-- begin DATA LINES --

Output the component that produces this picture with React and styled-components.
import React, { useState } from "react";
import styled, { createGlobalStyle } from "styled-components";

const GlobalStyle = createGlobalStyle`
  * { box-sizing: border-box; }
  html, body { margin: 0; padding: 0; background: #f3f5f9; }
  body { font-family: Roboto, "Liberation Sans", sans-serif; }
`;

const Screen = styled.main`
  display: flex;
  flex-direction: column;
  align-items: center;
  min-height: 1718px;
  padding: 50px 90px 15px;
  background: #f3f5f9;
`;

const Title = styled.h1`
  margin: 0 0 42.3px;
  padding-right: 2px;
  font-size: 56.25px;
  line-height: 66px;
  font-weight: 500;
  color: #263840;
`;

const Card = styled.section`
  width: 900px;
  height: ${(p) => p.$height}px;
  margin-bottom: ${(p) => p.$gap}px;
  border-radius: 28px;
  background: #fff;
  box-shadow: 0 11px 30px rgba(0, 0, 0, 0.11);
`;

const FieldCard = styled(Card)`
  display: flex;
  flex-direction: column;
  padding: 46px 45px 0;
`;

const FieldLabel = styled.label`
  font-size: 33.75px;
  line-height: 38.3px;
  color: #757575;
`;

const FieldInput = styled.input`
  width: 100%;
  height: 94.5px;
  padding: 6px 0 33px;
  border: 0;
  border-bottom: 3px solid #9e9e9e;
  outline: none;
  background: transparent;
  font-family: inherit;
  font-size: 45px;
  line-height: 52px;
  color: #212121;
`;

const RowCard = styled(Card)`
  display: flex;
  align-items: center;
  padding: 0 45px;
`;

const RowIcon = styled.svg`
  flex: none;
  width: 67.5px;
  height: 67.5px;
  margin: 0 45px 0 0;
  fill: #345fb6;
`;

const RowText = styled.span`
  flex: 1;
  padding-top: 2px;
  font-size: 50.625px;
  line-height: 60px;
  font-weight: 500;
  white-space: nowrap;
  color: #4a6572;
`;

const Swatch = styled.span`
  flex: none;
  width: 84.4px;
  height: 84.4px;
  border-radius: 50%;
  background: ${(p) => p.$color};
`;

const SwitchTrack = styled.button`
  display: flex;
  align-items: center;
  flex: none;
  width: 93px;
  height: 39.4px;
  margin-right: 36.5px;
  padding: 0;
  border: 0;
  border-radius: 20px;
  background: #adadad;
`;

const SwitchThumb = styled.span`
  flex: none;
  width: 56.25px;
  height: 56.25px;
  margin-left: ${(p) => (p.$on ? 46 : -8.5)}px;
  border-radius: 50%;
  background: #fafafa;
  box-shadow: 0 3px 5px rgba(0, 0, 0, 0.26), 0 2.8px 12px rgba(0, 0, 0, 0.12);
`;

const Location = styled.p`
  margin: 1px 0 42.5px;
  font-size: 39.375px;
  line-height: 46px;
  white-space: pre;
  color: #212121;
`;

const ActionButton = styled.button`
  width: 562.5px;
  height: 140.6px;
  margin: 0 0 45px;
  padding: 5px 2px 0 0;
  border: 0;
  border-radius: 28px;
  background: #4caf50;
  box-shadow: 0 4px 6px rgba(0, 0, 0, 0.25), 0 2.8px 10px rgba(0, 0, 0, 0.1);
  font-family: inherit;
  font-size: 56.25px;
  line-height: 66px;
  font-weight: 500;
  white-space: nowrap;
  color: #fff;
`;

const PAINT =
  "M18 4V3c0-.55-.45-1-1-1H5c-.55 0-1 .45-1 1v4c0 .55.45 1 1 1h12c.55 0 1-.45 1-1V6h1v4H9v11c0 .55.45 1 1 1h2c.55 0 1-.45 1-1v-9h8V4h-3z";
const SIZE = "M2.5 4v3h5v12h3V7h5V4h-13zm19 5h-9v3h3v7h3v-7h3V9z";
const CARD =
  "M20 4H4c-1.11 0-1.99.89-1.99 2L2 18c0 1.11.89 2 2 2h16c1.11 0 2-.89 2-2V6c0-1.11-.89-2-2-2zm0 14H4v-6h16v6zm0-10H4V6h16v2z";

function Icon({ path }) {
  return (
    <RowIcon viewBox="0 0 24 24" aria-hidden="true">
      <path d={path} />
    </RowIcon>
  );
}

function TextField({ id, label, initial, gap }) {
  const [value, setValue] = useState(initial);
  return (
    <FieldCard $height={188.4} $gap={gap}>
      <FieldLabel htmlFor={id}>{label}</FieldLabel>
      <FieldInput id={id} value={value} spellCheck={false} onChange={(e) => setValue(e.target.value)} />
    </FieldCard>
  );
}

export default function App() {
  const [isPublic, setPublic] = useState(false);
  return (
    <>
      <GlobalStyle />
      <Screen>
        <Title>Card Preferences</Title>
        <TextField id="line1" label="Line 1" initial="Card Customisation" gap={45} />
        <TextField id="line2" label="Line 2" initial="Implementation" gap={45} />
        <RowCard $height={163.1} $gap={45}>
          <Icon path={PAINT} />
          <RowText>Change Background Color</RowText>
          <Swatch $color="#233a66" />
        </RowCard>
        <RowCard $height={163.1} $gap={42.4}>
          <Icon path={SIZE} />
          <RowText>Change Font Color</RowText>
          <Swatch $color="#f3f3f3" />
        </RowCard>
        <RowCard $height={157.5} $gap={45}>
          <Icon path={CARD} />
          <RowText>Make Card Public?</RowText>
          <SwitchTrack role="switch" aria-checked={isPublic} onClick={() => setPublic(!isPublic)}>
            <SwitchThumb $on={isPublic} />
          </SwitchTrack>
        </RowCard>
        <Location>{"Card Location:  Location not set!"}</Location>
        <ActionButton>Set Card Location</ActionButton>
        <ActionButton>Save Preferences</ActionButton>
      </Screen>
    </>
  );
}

-- end DATA LINES --

Check each line above for "React" and return the ones that have it.

Output the component that produces this picture with React and styled-components.
import React, { useState } from "react";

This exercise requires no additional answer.